◆ EXERCISE TASK
From the listing, collect all lines containing the word "React".

◆ RECORDS FOR THIS EXERCISE
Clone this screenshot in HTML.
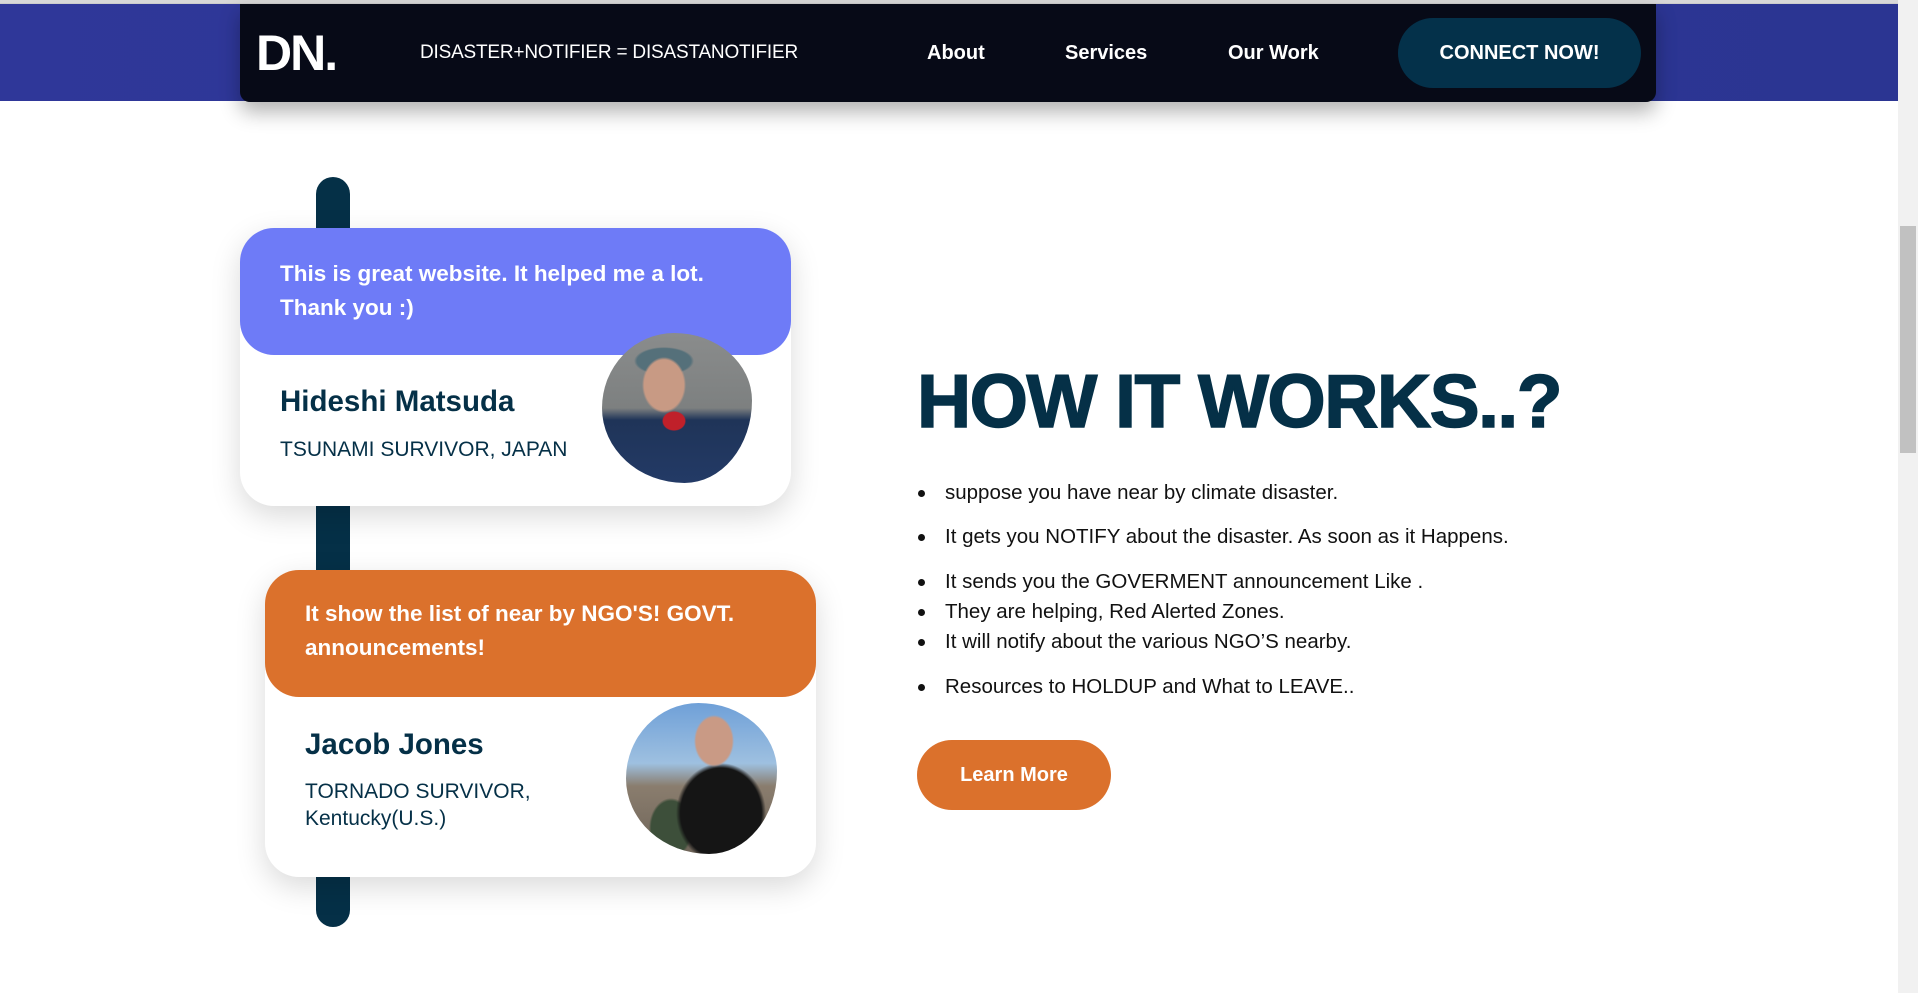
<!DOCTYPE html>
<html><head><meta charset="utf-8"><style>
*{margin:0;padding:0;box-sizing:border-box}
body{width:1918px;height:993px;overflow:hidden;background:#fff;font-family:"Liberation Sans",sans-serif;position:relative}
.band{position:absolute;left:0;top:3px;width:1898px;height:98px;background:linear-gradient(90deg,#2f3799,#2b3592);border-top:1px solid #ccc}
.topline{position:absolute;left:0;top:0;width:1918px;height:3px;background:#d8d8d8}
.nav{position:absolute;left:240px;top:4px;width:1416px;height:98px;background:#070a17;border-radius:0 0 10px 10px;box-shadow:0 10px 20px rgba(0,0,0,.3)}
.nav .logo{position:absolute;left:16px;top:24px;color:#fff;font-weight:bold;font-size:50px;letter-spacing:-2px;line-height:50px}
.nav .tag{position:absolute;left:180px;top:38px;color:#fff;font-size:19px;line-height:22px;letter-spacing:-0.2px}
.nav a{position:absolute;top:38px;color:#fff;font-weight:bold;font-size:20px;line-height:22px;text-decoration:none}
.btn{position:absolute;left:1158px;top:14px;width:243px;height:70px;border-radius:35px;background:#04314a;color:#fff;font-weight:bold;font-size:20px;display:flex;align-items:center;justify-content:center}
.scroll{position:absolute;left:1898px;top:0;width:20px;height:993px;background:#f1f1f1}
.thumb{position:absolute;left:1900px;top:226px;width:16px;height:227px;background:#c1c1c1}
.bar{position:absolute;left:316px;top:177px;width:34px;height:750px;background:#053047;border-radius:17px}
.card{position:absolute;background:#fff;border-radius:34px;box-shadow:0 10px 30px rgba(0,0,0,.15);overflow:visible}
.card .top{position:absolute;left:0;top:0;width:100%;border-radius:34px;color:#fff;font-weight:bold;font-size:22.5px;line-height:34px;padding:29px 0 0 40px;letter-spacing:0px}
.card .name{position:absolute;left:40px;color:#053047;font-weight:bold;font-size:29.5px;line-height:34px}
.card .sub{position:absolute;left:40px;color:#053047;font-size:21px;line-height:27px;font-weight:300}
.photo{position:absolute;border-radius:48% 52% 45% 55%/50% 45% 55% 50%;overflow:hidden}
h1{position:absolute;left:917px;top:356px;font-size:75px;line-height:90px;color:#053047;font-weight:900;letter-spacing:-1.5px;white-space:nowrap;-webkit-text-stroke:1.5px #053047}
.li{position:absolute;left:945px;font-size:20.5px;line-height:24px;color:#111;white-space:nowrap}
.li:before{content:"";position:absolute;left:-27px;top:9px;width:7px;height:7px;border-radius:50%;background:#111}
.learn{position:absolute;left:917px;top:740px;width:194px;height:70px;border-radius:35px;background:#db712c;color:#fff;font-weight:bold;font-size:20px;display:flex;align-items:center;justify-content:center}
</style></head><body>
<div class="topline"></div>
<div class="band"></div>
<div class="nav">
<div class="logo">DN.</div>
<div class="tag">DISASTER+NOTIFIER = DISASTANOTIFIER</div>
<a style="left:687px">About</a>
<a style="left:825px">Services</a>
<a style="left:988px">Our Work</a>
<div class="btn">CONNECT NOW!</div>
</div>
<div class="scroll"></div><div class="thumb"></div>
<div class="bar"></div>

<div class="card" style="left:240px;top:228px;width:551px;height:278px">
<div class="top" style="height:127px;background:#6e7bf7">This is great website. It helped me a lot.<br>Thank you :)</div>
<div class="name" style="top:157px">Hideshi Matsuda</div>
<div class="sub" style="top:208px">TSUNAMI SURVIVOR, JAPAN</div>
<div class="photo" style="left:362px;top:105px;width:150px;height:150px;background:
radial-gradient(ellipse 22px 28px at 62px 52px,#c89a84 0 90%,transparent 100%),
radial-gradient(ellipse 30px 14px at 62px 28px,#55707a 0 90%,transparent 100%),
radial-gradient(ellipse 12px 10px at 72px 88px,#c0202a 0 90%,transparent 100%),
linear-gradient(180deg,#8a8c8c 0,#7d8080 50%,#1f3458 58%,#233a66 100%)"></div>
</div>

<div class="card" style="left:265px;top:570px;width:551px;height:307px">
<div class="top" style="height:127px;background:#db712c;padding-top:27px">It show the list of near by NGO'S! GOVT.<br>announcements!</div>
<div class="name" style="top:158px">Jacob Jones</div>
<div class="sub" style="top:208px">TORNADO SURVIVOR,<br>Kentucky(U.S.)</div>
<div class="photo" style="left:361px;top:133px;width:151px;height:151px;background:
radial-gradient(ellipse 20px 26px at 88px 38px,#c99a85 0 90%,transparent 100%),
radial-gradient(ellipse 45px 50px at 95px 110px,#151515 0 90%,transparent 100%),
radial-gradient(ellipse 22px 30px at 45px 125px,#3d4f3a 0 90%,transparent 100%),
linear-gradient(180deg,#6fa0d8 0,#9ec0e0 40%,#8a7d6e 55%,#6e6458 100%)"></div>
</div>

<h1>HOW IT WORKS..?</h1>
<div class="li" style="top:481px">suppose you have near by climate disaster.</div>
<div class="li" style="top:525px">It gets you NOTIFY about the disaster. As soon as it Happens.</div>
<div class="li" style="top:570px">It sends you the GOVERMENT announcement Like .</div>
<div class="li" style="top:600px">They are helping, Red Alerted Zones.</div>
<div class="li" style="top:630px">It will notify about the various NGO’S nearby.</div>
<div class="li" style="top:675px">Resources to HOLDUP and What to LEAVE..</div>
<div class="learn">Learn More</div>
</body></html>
---
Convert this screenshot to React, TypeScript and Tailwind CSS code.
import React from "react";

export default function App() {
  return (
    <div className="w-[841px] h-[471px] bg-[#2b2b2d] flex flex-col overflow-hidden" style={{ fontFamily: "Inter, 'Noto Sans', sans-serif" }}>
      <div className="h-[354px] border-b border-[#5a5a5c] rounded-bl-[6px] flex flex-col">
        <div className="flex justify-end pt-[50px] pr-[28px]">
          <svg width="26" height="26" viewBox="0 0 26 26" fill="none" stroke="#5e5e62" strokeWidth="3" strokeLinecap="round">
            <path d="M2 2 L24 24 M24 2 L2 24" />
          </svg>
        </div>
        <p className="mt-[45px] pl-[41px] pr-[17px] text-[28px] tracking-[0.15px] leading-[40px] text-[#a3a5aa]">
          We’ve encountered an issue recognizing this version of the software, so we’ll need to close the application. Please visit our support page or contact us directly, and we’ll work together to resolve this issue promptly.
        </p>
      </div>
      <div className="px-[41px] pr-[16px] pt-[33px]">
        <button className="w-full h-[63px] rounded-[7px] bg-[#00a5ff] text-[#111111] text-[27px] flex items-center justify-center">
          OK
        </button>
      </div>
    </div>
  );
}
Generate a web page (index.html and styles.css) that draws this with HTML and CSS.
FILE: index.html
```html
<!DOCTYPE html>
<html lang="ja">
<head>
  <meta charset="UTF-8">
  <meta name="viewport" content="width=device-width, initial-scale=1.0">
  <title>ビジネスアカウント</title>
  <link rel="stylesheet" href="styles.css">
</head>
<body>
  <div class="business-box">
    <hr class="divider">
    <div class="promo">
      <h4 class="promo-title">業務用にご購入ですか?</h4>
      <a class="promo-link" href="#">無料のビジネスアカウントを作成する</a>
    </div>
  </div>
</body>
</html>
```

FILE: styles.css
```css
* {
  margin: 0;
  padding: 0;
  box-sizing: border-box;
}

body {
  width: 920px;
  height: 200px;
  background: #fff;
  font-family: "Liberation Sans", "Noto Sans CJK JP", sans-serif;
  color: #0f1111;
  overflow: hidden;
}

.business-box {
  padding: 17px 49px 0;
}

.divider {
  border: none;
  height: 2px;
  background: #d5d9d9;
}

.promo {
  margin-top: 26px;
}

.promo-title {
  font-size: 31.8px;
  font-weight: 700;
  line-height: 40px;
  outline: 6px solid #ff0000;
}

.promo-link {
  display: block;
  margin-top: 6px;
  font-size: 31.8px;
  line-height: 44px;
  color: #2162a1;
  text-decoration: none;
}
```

◆ FINISHED EXERCISE
Convert this screenshot to React, TypeScript and Tailwind CSS code.
import React from "react";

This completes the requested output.